Un des maîtres de la philosophie moderne nous disait naguère que les admirables traductions dont M. Renan a semé son livre lui avaient donné pour la première fois l’impression du génie biblique. On peut dire de même de tout l’ouvrage que c’est le premier qui fasse saisir le développement du génie d’Israël. Je n’ai point l’intention ici de résumer le livre de M. Renan : on ne résume pas Hérodote. Je voudrais seulement, si je puis mettre en lumière l’originalité maîtresse de l’œuvre, la pensée qui la traverse d’un bout à l’autre et qui en fait la nouveauté et la puissance d’attraction.
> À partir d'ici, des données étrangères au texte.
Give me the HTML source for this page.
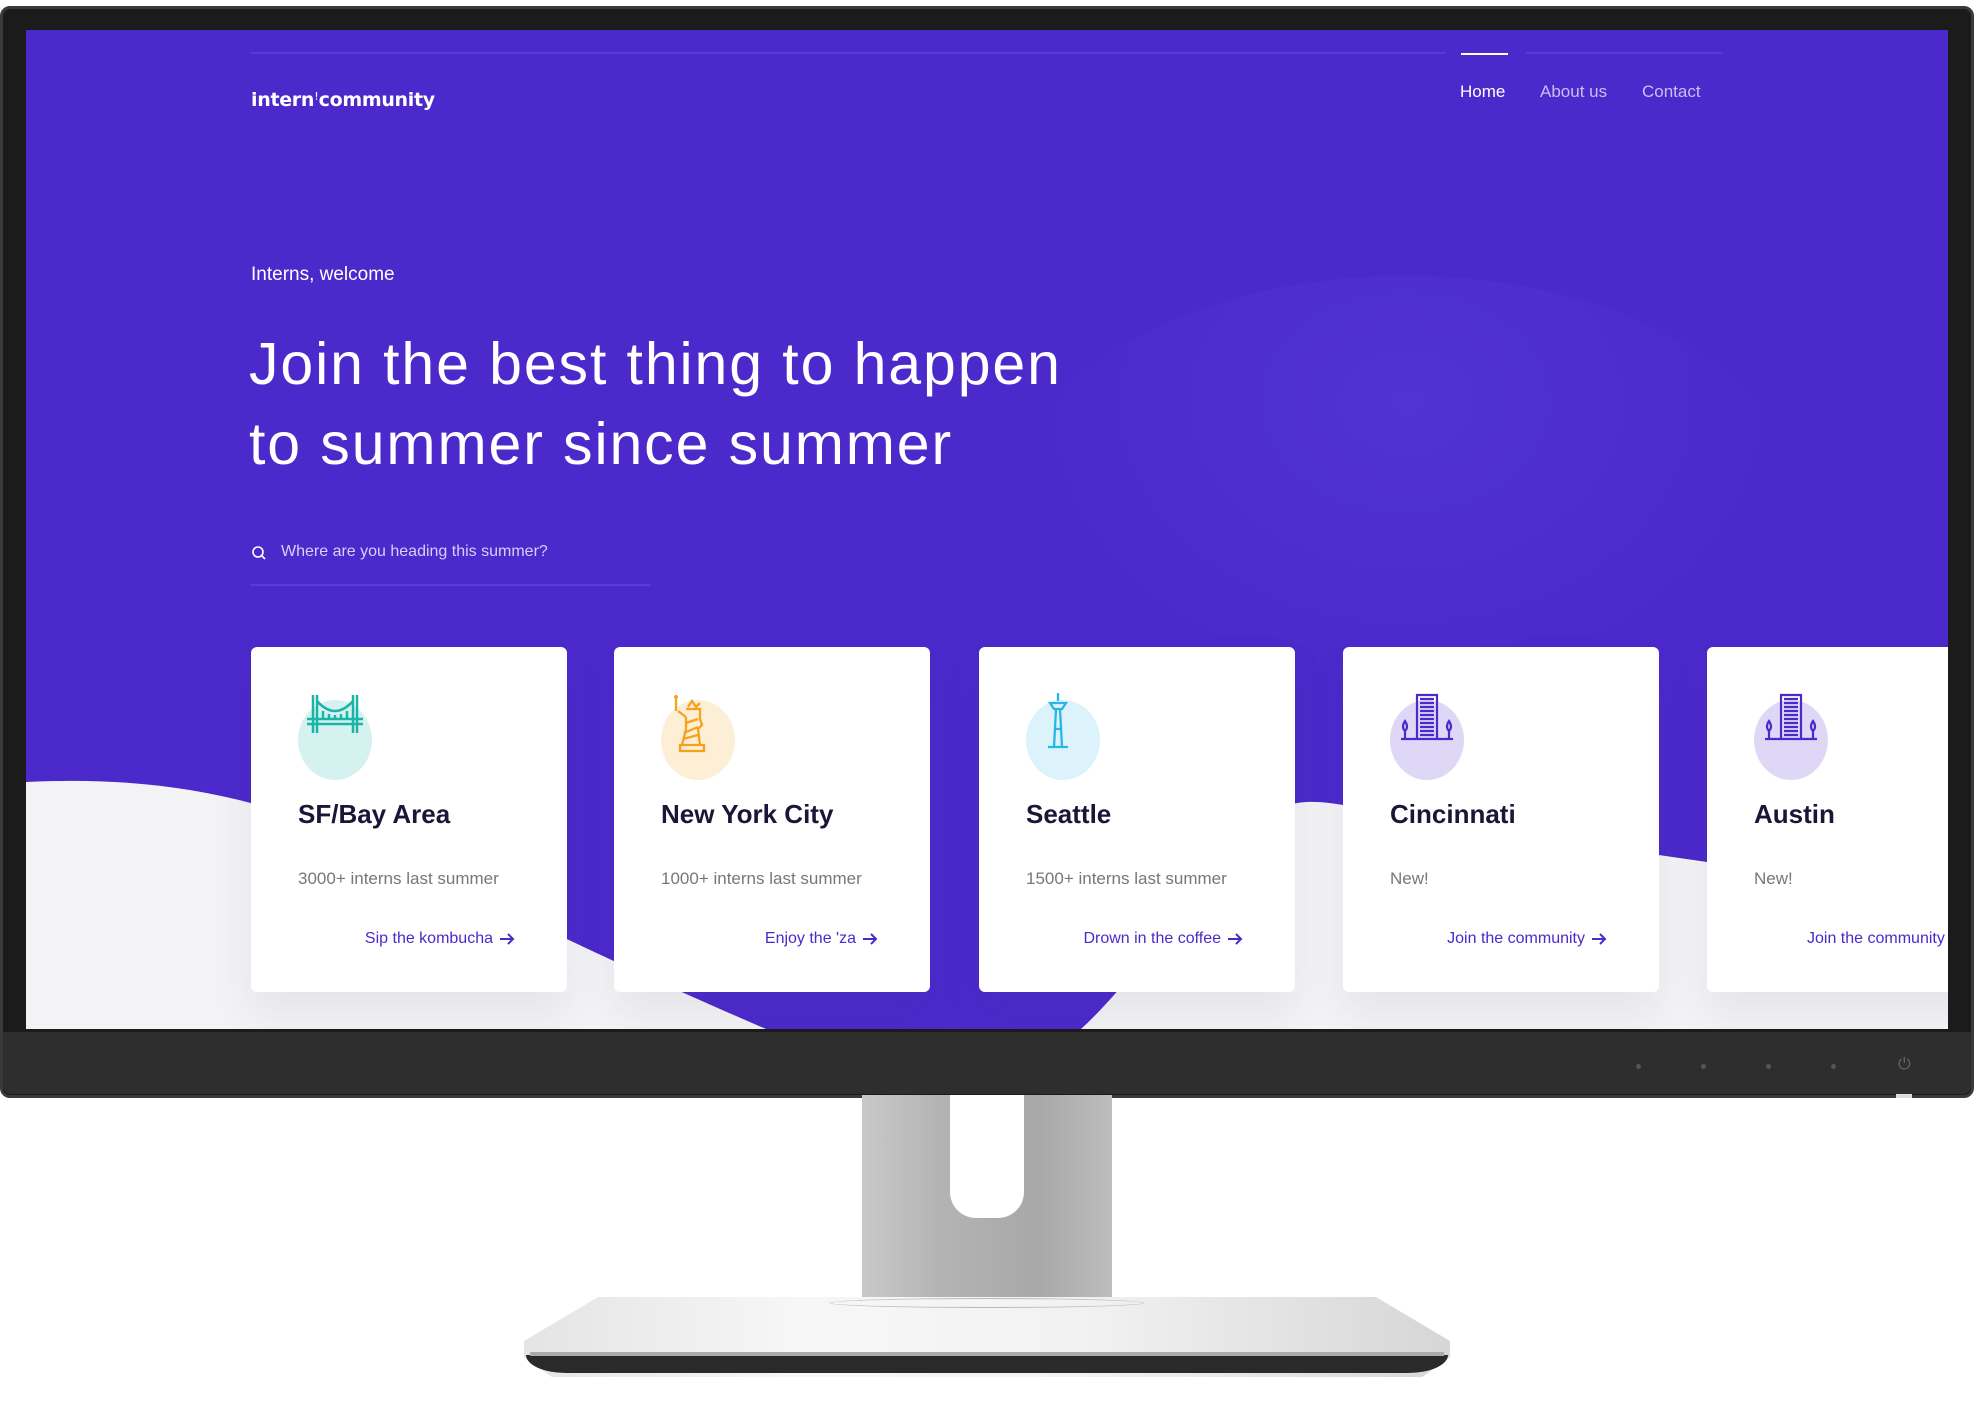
<!DOCTYPE html>
<html><head><meta charset="utf-8"><style>
*{margin:0;padding:0;box-sizing:border-box}
body{width:1974px;height:1403px;background:#fff;position:relative;overflow:hidden;font-family:"Liberation Sans",sans-serif}
.abs{position:absolute}
.bezel{left:0;top:6px;width:1974px;height:1092px;background:#1b1b1b;border-radius:10px;border:3px solid #3a3a3a}
.chin{left:3px;top:1032px;width:1968px;height:62px;background:#2e2e2e;border-radius:0 0 8px 8px}
.screen{left:26px;top:30px;width:1922px;height:999px;background:#4b29cb;overflow:hidden}
.card{position:absolute;top:617px;width:316px;height:345px;background:#fff;border-radius:6px;box-shadow:0 20px 40px rgba(60,60,90,.08)}
.card .circ{position:absolute;left:47px;top:53px;width:74px;height:80px;border-radius:50%}
.card svg.ic{position:absolute;left:54px;top:46px}
.card h3{position:absolute;left:47px;top:152px;font-size:26px;font-weight:bold;color:#1c1538}
.card p{position:absolute;left:47px;top:222px;font-size:17px;color:#777}
.card a{position:absolute;right:52px;top:283px;font-size:16px;color:#4b29cb;text-decoration:none;white-space:nowrap}
.card a svg{vertical-align:middle;margin-left:6px}
.nav{font-size:17px;color:#c9bff5;top:52px}
</style></head><body>
<div class="abs bezel"></div>
<div class="abs chin"></div>
<div class="abs" style="left:1636px;top:1064px;width:5px;height:5px;border-radius:50%;background:#555"></div>
<div class="abs" style="left:1701px;top:1064px;width:5px;height:5px;border-radius:50%;background:#555"></div>
<div class="abs" style="left:1766px;top:1064px;width:5px;height:5px;border-radius:50%;background:#555"></div>
<div class="abs" style="left:1831px;top:1064px;width:5px;height:5px;border-radius:50%;background:#555"></div>
<div class="abs" style="left:1898px;top:1056px;color:#666;font-size:16px">⏻</div>
<div class="abs" style="left:1896px;top:1094px;width:16px;height:4px;background:#ddd"></div>
<!-- stand -->
<div class="abs" style="left:862px;top:1095px;width:250px;height:210px;background:linear-gradient(90deg,#c9c9c9,#b4b4b4 30%,#a8a8a8 70%,#bdbdbd)"></div>
<div class="abs" style="left:950px;top:1095px;width:74px;height:123px;background:#fff;border-radius:0 0 26px 26px"></div>
<div class="abs" style="left:524px;top:1297px;width:926px;height:80px;background:linear-gradient(90deg,#e4e4e4,#f7f7f7 30%,#f2f2f2 60%,#d6d6d6);clip-path:polygon(8% 0,92% 0,100% 55%,100% 75%,97% 100%,3% 100%,0 75%,0 55%);"></div>
<div class="abs" style="left:526px;top:1355px;width:922px;height:18px;background:#2a2a2a;border-radius:0 0 40px 40px/0 0 18px 18px"></div>
<div class="abs" style="left:530px;top:1352px;width:914px;height:4px;background:#aaa"></div>
<div class="abs" style="left:830px;top:1298px;width:314px;height:10px;border:1px solid #bbb;border-radius:50%"></div>

<div class="abs screen">
<div class="abs" style="left:1000px;top:246px;width:760px;height:420px;border-radius:50%;background:radial-gradient(ellipse at 50% 30%,rgba(90,70,220,.35),rgba(75,41,203,0) 70%)"></div>
<svg class="abs" style="left:0;top:0" width="1922" height="999">
<path d="M0,999 L0,752 C150,745 260,770 420,850 C560,920 650,960 740,999 Z" fill="#f3f3f6"/>
<path d="M1055,999 C1120,940 1190,820 1260,776 C1290,765 1330,778 1400,792 C1560,815 1750,840 1922,870 L1922,999 Z" fill="#f3f3f6"/>
<line x1="225" y1="23" x2="1420" y2="23" stroke="#6a4fd8" stroke-width="1"/>
<line x1="1500" y1="23" x2="1697" y2="23" stroke="#6a4fd8" stroke-width="1"/>
<line x1="1435" y1="24" x2="1482" y2="24" stroke="#fff" stroke-width="2"/>
<line x1="225" y1="555" x2="625" y2="555" stroke="#6a4fd8" stroke-width="1"/>
<circle cx="232" cy="522" r="5" stroke="#fff" stroke-width="1.6" fill="none"/><line x1="236" y1="526" x2="239" y2="529" stroke="#fff" stroke-width="1.6"/>
</svg>
<div class="abs" style="left:225px;top:59px;font-size:19px;color:#fff;font-family:'DejaVu Sans',sans-serif;font-weight:bold;letter-spacing:-0.3px">intern<span style="font-weight:normal">ꜝ</span>community</div>
<div class="abs nav" style="left:1434px;color:#fff">Home</div>
<div class="abs nav" style="left:1514px">About us</div>
<div class="abs nav" style="left:1616px">Contact</div>
<div class="abs" style="left:225px;top:234px;font-size:19px;color:#fff">Interns, welcome</div>
<div class="abs" style="left:223px;top:294px;font-size:59px;color:#fff;line-height:80px;letter-spacing:1.9px">Join the best thing to happen<br>to summer since summer</div>
<div class="abs" style="left:255px;top:513px;font-size:16px;color:#d8d0fa">Where are you heading this summer?</div>

<div class="card" style="left:225px"><div class="circ" style="background:#d6f2f0"></div>
<svg class="ic" width="60" height="42" viewBox="0 0 60 42" fill="none" stroke="#1bb5a8" stroke-width="2.5"><path d="M8,2V40M12,2V40M48,2V40M52,2V40M2,26H58M2,31H58M12,8Q30,28 48,8M18,18V26M24,21V26M30,22V26M36,21V26M42,18V26"/></svg>
<h3>SF/Bay Area</h3><p>3000+ interns last summer</p><a>Sip the kombucha<svg width="16" height="12" viewBox="0 0 16 12" fill="none" stroke="#4b29cb" stroke-width="2"><path d="M1,6H14M9,1L14,6L9,11"/></svg></a></div>

<div class="card" style="left:588px"><div class="circ" style="background:#fdeed6"></div>
<svg class="ic" width="50" height="60" viewBox="0 0 50 60" fill="none" stroke="#f7a21b" stroke-width="2.3"><path d="M8,2V18M6,4H10M10,18L18,24M20,14L24,8L28,14L32,10M18,16H32V26L34,32L30,36L32,52H14L18,36L18,24M18,30L30,26M16,40L30,34M15,46L30,42M12,52H36V58H12Z"/></svg>
<h3>New York City</h3><p>1000+ interns last summer</p><a>Enjoy the 'za<svg width="16" height="12" viewBox="0 0 16 12" fill="none" stroke="#4b29cb" stroke-width="2"><path d="M1,6H14M9,1L14,6L9,11"/></svg></a></div>

<div class="card" style="left:953px"><div class="circ" style="background:#ddf3fb"></div>
<svg class="ic" width="50" height="60" viewBox="0 0 50 60" fill="none" stroke="#27b7e6" stroke-width="2.3"><path d="M25,0V8M17,10H33L29,16H21ZM23,16L21,54M27,16L29,54M15,54H35M21,36H29"/></svg>
<h3>Seattle</h3><p>1500+ interns last summer</p><a>Drown in the coffee<svg width="16" height="12" viewBox="0 0 16 12" fill="none" stroke="#4b29cb" stroke-width="2"><path d="M1,6H14M9,1L14,6L9,11"/></svg></a></div>

<div class="card" style="left:1317px"><div class="circ" style="background:#ded8f6"></div>
<svg class="ic" width="60" height="50" viewBox="0 0 60 50" fill="none" stroke="#4b29cb" stroke-width="2.2"><path d="M20,2H40V46H20ZM23,6H37M23,10H37M23,14H37M23,18H37M23,22H37M23,26H37M23,30H37M23,34H37M23,38H37M23,42H37M8,28Q4,34 8,38Q12,34 8,28ZM8,38V46M52,28Q48,34 52,38Q56,34 52,28ZM52,38V46M4,46H56"/></svg>
<h3>Cincinnati</h3><p>New!</p><a>Join the community<svg width="16" height="12" viewBox="0 0 16 12" fill="none" stroke="#4b29cb" stroke-width="2"><path d="M1,6H14M9,1L14,6L9,11"/></svg></a></div>

<div class="card" style="left:1681px"><div class="circ" style="background:#ded8f6"></div>
<svg class="ic" width="60" height="50" viewBox="0 0 60 50" fill="none" stroke="#4b29cb" stroke-width="2.2"><path d="M20,2H40V46H20ZM23,6H37M23,10H37M23,14H37M23,18H37M23,22H37M23,26H37M23,30H37M23,34H37M23,38H37M23,42H37M8,28Q4,34 8,38Q12,34 8,28ZM8,38V46M52,28Q48,34 52,38Q56,34 52,28ZM52,38V46M4,46H56"/></svg>
<h3>Austin</h3><p>New!</p><a style="left:100px;right:auto">Join the community</a></div>
</div>
</body></html>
La nouveauté, c’est d’avoir fait du prophétisme le centre d’intérêt de l’histoire d’Israël. La puissance d’attraction, c’est la parenté inattendue qui éclate entre le cœur des prophètes et le cœur du XXe siècle. Si cette œuvre, toute de science et qui ne recule point, à l’occasion, devant les discussions de l’exégèse la plus aride, a fasciné et frappé jusqu’à des critiques de boulevard et leur a vaguement fait sentir un instant qu’il y avait là des choses vitales et qui touchent au salut, cela ne tient ni à l’intérêt historique du sujet, ni même au génie de l’écrivain : cela tient au coup de baguette divinatoire par lequel l’historien magicien a fait du vieux texte lapidaire jaillir à flots toute l’âme moderne.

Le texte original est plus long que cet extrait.